Vorremmo riproporre un’aula per le audizioni anche per il Pronto Soccorso dell’ospedale di Polla, lo abbiamo già proposto 4 anni fa e 2 anni fa però abbiamo avuto il silenzio delle Istituzioni nel senso che non ci hanno proprio risposto.
Su questa cosa mi sento invece di ringraziare particolarmente la Banca Monte Pruno: per noi è stata un partner fondamentale perché ci ha accompagnato in vari percorsi, come ad esempio la presentazione di un libro di poesie di una nostra socia e la nostra presidente Rosy Pepe ha lavorato sinergicamente a convegni sulla violenza di genere organizzati proprio dalla Banca a Sant’Arsenio.
- Per concludere, cosa consiglia alle donne e alle donne vittime di violenza?
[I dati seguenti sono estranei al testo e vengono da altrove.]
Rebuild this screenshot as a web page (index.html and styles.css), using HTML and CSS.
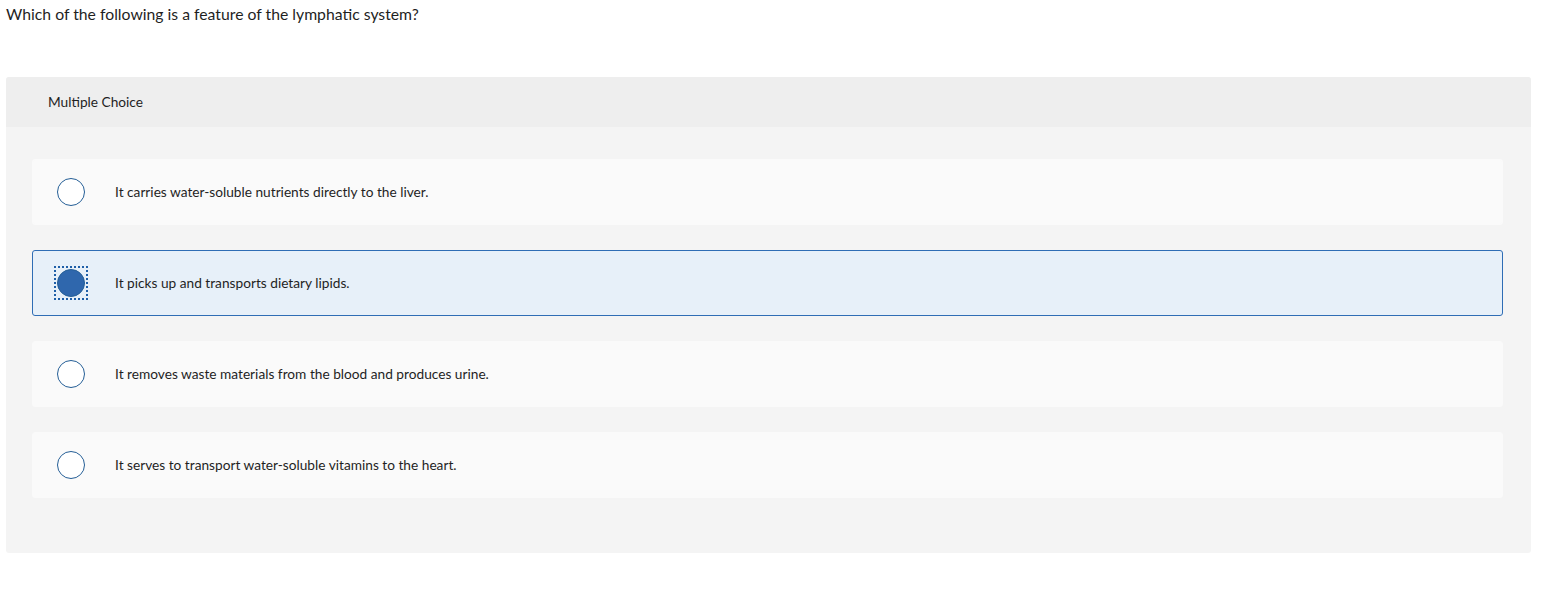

Innanzitutto le donne devono avere consapevolezza dei diritti di cui sono titolari, per cui ogniqualvolta subiscono anche un abuso nel mondo del lavoro, come molestie o una retribuzione inferiore rispetto a quella del collega uomo a parità di mansione, devono sempre rivendicare i propri diritti, questo è fondamentale.
Poi, se andiamo a guardare la violenza di genere, le donne devono avere la consapevolezza che occorre denunciare e mettersi in gioco, anche se magari sentono delle voci a loro amiche che dicono “Ma no, che vai a denunciare a fare, tanto non sei creduta, tanto lui non sarà condannato o se la caverà con poco”. Dobbiamo riuscire a smuovere questo macigno culturale secondo cui per esempio le donne sono persone di serie b oppure che subire la violenza è un destino a cui non si può dire di no perchè purtroppo alcune donne lo considerano un destino ineludibile. Ecco perché si tratta anche di una battaglia culturale: la donna che ha il coraggio di denunciare non lo fa solo per sé stessa, lo fa anche per tutte le altre. Se una fa da apripista, può darsi che anche altre trovano questo coraggio. E’ una battaglia difficile perché devi essere creduta dalle Forze dell’Ordine e dalla società: quante volte le donne che denunciano vengono condannate dalla propria comunità perché magari il denunciato è una persona famosa, è un intoccabile, oppure le minorenni che denunciano, aiutate dalle loro famiglie, spesso sono costrette ad abbandonare i propri paesi, soprattutto al Sud, perché hanno un’onta. Ecco perché intorno alla donna che subisce violenza si deve creare tanta solidarietà umana, non si può condannare una ragazzina ad una gogna che non ha fine solo perché purtroppo ha subito una violenza di gruppo, sono cose che fa male raccontarle però purtroppo questa è la realtà italiana.